L’incertitude demeure sur le sort du reste de la collection, qui conservera après la vente plus de 17 000 images, de valeur inégale il est vrai. John Stoebner, le syndic des faillites, a indiqué l’autre jour au New York Times qu’il avait pris contact avec plusieurs musées, sans succès pour l’instant. Dès le 2 mars prochain, le Musée de l’Elysée exposera sous le titre «Polaroid en péril!» une sélection de 110 photographies issues de la collection déposée dans l’institution depuis 1990. Le but du musée est de sensibiliser le public à la valeur unique de ce patrimoine en partance.

Des artistes de renom sont représentés dans la collection de l’Elysée: Ansel Adams, Manuel Alvarez-Bravo, Walker Evans, Joan Fontcuberta, Gisèle Freund, Robert Mapplethorpe, Helmut Newton, Bernard Plossu, Oliviero Toscani ou Andy Warhol. Le fonds comprend aussi les Polaroid de sept photographes suisses: Béatrice Helg, Alan Humerose, Monique Jacot, Muriel Olesen, Gérald Minkoff, Jacques Pugin et Christian Vogt.

Depuis les débuts de sa constitution (par Edwin Land lui-même), la collection a obéi au principe du donnant-donnant, ou de l’«échange de bons procédés», comme le note Monique Jacot. Polaroid fournissait des appareils et des films aux artistes, qui en contrepartie confiaient quelques-unes de leurs images à la société américaine, pour sa propre collection. Or aujourd’hui, des photographes contestent à Polaroid le droit de vendre leurs images, arguant que celles-ci leur appartiennent toujours. Certains plaident pour que l’intégrité de la collection ne soit pas touchée, ni aux Etats-Unis ni en Suisse, et demandent à William Ewing de ne pas céder à la future injonction américaine. Des photographes exigent que leurs photos leur soient retournées.

D’autres, comme Monique Jacot, estiment au contraire que les règles du jeu étaient claires: Polaroid fournissaient tout le matériel, d’ailleurs généreusement, puis recevait en échange une ou plusieurs photos. «Et c’est en plus un honneur de figurer dans cette prestigieuse collection», ajoute Monique Jacot.

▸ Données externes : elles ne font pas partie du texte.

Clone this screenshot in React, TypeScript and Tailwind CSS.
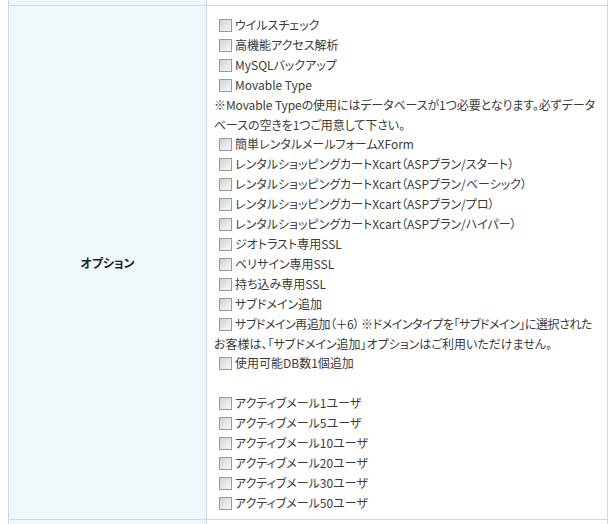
const options1 = ["ウイルスチェック", "高機能アクセス解析", "MySQLバックアップ", "Movable Type"];

const options2 = [
  "簡単レンタルメールフォームXForm",
  "レンタルショッピングカートXcart（ASPプラン/スタート）",
  "レンタルショッピングカートXcart（ASPプラン/ベーシック）",
  "レンタルショッピングカートXcart（ASPプラン/プロ）",
  "レンタルショッピングカートXcart（ASPプラン/ハイパー）",
  "ジオトラスト専用SSL",
  "ベリサイン専用SSL",
  "持ち込み専用SSL",
  "サブドメイン追加",
];

const activeMail = [1, 5, 10, 20, 30, 50];

function Box() {
  return (
    <span className="ml-[5px] mr-[3px] inline-block h-[13px] w-[13px] shrink-0 border border-[#9a9a9a] bg-gradient-to-br from-[#cfcfcf] via-[#e6e6e6] to-[#f8f8f8] align-middle" />
  );
}

function Row({ label }: { label: string }) {
  return (
    <div className="flex h-[20px] items-center whitespace-nowrap">
      <Box />
      <span>{label}</span>
    </div>
  );
}

export default function App() {
  return (
    <div
      className="h-[524px] w-[611px] overflow-hidden bg-white text-[12px] text-[#3a3a3a] [font-feature-settings:'palt']"
      style={{ fontFamily: '"Noto Sans CJK JP", "Noto Sans", sans-serif' }}
    >
      <div className="ml-[8px] w-[600px] border-x border-[#c6dfe3]">
        <div className="flex h-[6px] border-b border-[#c6dfe3]">
          <div className="w-[198px] border-r border-[#c6dfe3] bg-[#eef7f9]" />
          <div className="flex-1" />
        </div>

        <div className="flex border-b border-[#c6dfe3]">
          <div className="flex w-[198px] items-center justify-center border-r border-[#c6dfe3] bg-[#eef7f9] font-bold text-[#222]">
            オプション
          </div>
          <div className="flex-1 pb-[6px] pl-[7px] pt-[9px]">
            {options1.map((o) => (
              <Row key={o} label={o} />
            ))}
            <div className="whitespace-nowrap leading-[19.5px] tracking-[-0.1px]">
              ※Movable Typeの使用にはデータベースが1つ必要となります。必ずデータ
              <br />
              ベースの空きを1つご用意して下さい。
            </div>
            {options2.map((o) => (
              <Row key={o} label={o} />
            ))}
            <div className="flex h-[20px] items-center whitespace-nowrap tracking-[-0.45px]">
              <Box />
              <span>サブドメイン再追加（＋6） ※ドメインタイプを「サブドメイン」に選択された</span>
            </div>
            <div className="h-[19px] whitespace-nowrap leading-[19px]">
              お客様は、「サブドメイン追加」オプションはご利用いただけません。
            </div>
            <Row label="使用可能DB数1個追加" />
            <div className="h-[20px]" />
            {activeMail.map((n) => (
              <Row key={n} label={`アクティブメール${n}ユーザ`} />
            ))}
          </div>
        </div>

        <div className="flex h-[10px]">
          <div className="w-[198px] border-r border-[#c6dfe3] bg-[#eef7f9]" />
          <div className="flex-1" />
        </div>
      </div>
    </div>
  );
}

Il est peut-être trop tard pour infléchir le cours du destin. Le syndic des faillites de l’Etat du Minnesota a indiqué que les photographes qui se sentent aujourd’hui lésés auraient dû faire valoir leurs droits en 2008 devant le tribunal américain, au moment de la mise en faillite. L’affaire, on s’en doute, n’est pas terminée.